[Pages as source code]
>> start

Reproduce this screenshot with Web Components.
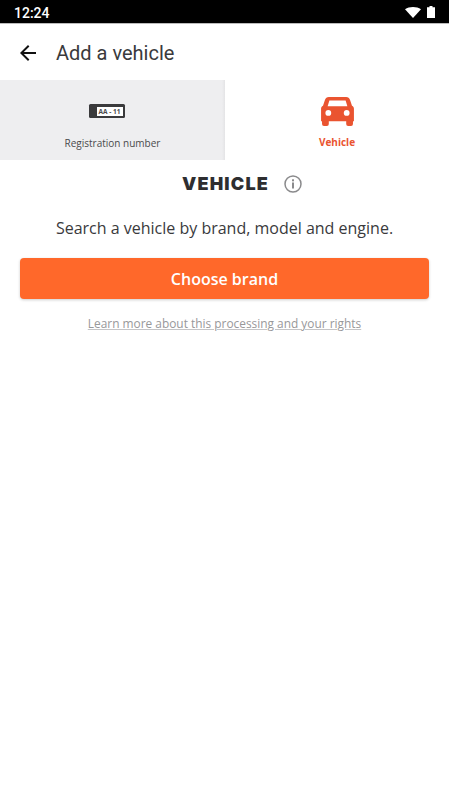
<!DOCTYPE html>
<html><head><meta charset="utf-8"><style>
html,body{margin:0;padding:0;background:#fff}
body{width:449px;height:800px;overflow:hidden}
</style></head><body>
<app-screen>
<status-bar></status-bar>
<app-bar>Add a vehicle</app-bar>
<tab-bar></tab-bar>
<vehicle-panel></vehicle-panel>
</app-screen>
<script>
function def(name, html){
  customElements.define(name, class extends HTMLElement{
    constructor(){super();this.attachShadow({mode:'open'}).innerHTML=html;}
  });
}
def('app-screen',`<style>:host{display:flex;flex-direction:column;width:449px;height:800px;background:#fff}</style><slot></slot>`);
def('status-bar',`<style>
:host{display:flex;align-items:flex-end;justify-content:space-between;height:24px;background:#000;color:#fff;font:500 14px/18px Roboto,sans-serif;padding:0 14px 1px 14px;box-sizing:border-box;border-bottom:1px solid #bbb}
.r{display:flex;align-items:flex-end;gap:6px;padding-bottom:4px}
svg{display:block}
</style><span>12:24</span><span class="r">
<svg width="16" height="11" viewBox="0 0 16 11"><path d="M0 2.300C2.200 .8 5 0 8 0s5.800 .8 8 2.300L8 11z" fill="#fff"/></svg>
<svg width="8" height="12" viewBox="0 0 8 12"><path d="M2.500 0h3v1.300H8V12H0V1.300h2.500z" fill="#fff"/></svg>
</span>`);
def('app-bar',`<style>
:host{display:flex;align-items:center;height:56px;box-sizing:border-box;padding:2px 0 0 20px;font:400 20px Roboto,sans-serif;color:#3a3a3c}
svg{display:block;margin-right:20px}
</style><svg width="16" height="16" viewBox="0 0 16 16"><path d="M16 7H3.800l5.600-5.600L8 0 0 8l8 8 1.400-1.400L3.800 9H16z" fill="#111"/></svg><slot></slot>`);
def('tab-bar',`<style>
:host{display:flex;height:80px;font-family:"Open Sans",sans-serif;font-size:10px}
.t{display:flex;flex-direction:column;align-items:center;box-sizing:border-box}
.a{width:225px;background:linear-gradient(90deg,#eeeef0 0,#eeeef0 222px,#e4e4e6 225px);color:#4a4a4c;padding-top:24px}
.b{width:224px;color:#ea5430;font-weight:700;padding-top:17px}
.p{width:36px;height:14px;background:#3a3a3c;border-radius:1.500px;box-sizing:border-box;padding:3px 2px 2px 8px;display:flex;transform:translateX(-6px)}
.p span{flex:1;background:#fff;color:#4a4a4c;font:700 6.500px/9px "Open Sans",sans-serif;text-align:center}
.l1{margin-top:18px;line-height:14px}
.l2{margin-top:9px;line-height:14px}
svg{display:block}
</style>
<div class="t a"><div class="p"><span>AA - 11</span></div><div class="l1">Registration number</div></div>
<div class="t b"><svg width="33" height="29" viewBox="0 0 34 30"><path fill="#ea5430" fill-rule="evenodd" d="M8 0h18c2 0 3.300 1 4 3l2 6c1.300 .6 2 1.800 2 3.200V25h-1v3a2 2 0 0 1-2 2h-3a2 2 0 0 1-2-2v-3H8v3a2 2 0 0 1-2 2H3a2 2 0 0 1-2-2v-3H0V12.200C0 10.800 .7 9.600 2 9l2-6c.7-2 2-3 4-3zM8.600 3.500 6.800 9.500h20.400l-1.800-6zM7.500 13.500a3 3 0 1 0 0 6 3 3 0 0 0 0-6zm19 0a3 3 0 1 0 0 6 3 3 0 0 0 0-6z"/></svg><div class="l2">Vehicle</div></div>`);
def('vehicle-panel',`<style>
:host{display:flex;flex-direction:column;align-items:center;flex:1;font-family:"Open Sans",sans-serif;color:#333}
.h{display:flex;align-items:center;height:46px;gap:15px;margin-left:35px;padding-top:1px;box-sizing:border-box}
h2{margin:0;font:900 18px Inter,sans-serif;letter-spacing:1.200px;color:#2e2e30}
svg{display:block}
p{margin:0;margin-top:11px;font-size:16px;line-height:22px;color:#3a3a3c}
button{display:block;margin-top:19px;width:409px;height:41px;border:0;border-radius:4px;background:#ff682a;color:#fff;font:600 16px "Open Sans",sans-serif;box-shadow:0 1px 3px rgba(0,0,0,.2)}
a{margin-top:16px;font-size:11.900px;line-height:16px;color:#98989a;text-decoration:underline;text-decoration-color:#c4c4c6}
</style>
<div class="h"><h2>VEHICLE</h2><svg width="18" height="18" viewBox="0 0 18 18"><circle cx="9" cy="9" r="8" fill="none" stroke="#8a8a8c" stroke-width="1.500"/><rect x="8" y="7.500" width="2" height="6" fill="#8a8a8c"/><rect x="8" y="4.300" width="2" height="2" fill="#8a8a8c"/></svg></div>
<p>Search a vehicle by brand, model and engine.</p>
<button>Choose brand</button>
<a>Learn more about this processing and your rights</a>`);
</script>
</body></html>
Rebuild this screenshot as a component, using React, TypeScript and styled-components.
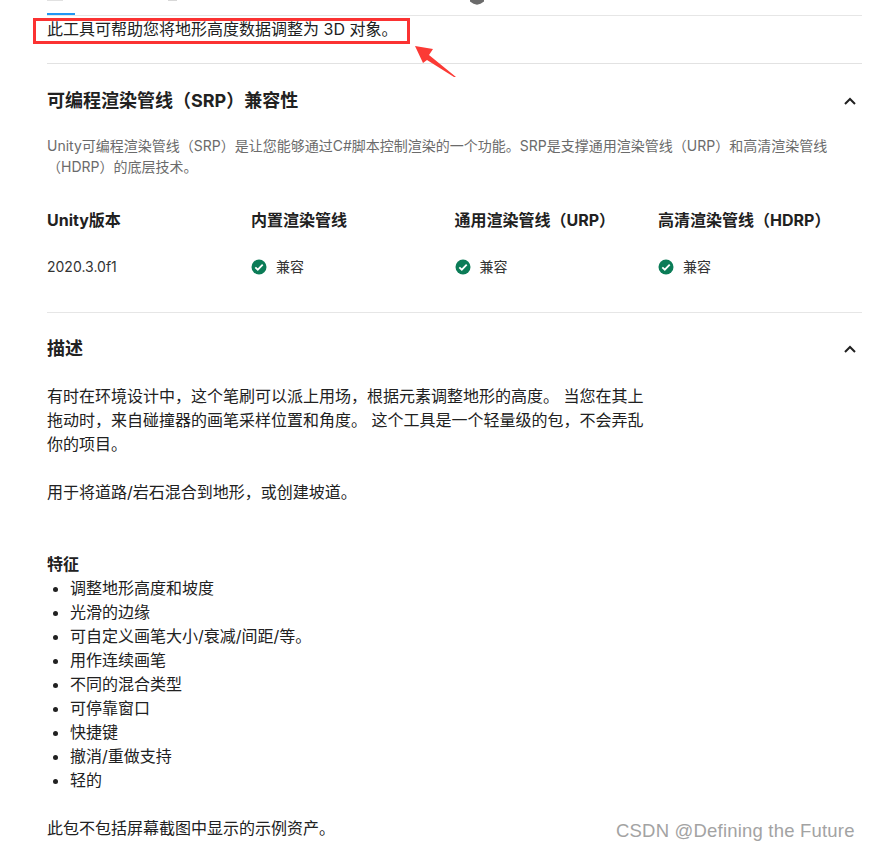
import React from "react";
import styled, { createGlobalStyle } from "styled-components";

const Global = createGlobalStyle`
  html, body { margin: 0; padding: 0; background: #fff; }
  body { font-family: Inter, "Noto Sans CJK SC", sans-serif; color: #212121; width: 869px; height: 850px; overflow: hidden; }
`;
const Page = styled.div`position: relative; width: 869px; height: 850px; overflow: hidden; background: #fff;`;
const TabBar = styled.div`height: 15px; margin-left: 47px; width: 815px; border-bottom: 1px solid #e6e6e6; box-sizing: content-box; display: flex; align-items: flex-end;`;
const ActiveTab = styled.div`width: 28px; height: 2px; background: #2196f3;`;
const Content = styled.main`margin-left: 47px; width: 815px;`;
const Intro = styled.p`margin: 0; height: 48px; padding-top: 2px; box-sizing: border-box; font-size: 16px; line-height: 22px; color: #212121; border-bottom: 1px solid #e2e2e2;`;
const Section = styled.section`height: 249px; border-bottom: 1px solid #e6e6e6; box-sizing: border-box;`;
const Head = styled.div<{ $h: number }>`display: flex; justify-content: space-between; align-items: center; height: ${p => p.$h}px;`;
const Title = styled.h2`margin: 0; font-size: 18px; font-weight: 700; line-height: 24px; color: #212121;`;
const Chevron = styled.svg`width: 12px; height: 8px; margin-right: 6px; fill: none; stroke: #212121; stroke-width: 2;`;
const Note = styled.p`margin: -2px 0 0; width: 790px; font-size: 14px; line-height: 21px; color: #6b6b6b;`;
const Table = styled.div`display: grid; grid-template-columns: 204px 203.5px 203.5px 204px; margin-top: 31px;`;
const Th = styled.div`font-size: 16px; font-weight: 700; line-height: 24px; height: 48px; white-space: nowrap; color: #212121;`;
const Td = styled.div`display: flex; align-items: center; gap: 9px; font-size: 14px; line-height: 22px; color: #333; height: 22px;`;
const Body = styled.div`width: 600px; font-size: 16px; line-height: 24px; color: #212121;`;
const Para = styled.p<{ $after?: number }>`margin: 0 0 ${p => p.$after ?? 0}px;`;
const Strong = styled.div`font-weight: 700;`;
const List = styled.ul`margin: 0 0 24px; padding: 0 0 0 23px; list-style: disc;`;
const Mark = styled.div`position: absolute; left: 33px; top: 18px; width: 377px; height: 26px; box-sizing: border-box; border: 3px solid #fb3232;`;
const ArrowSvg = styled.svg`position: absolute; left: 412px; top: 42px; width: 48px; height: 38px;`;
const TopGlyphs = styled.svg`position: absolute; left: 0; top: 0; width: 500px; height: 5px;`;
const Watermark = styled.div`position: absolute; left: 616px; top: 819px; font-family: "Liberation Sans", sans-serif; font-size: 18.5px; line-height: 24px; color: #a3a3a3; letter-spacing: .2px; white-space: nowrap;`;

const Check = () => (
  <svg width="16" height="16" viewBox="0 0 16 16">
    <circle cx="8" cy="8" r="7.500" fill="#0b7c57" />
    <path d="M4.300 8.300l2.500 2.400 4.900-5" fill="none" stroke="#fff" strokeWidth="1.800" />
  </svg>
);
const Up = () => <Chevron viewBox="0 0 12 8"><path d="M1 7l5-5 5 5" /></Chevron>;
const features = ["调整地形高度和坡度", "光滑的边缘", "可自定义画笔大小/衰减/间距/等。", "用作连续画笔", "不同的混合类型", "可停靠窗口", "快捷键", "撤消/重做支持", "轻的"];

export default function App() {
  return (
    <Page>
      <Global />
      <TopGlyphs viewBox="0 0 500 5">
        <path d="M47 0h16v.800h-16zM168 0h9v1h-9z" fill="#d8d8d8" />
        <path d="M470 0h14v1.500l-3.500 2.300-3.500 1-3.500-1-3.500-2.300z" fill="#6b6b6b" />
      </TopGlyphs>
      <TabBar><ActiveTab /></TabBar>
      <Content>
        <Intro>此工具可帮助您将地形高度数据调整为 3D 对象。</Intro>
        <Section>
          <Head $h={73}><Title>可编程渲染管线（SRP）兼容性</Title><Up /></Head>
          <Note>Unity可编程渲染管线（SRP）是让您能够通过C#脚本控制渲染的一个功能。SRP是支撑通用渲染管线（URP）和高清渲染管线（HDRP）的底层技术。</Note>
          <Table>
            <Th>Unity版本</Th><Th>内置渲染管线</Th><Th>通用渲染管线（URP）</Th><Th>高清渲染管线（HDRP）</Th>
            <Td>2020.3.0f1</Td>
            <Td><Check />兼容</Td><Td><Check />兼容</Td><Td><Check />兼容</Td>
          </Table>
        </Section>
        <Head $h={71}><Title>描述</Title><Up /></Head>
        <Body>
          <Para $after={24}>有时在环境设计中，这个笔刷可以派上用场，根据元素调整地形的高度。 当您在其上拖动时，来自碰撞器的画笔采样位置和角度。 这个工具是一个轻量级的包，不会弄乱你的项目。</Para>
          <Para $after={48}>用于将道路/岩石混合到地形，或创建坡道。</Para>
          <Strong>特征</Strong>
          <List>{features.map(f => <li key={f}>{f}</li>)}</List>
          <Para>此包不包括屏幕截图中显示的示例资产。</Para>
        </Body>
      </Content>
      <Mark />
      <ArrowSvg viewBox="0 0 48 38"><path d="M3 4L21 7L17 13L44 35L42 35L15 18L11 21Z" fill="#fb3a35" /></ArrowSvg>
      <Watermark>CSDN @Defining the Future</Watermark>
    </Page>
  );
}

>> end

[Aim of the exercise]: Go through the records and copy each line with "screenshot" in it.

[Result for this task]:
Reproduce this screenshot with Web Components.
Rebuild this screenshot as a component, using React, TypeScript and styled-components.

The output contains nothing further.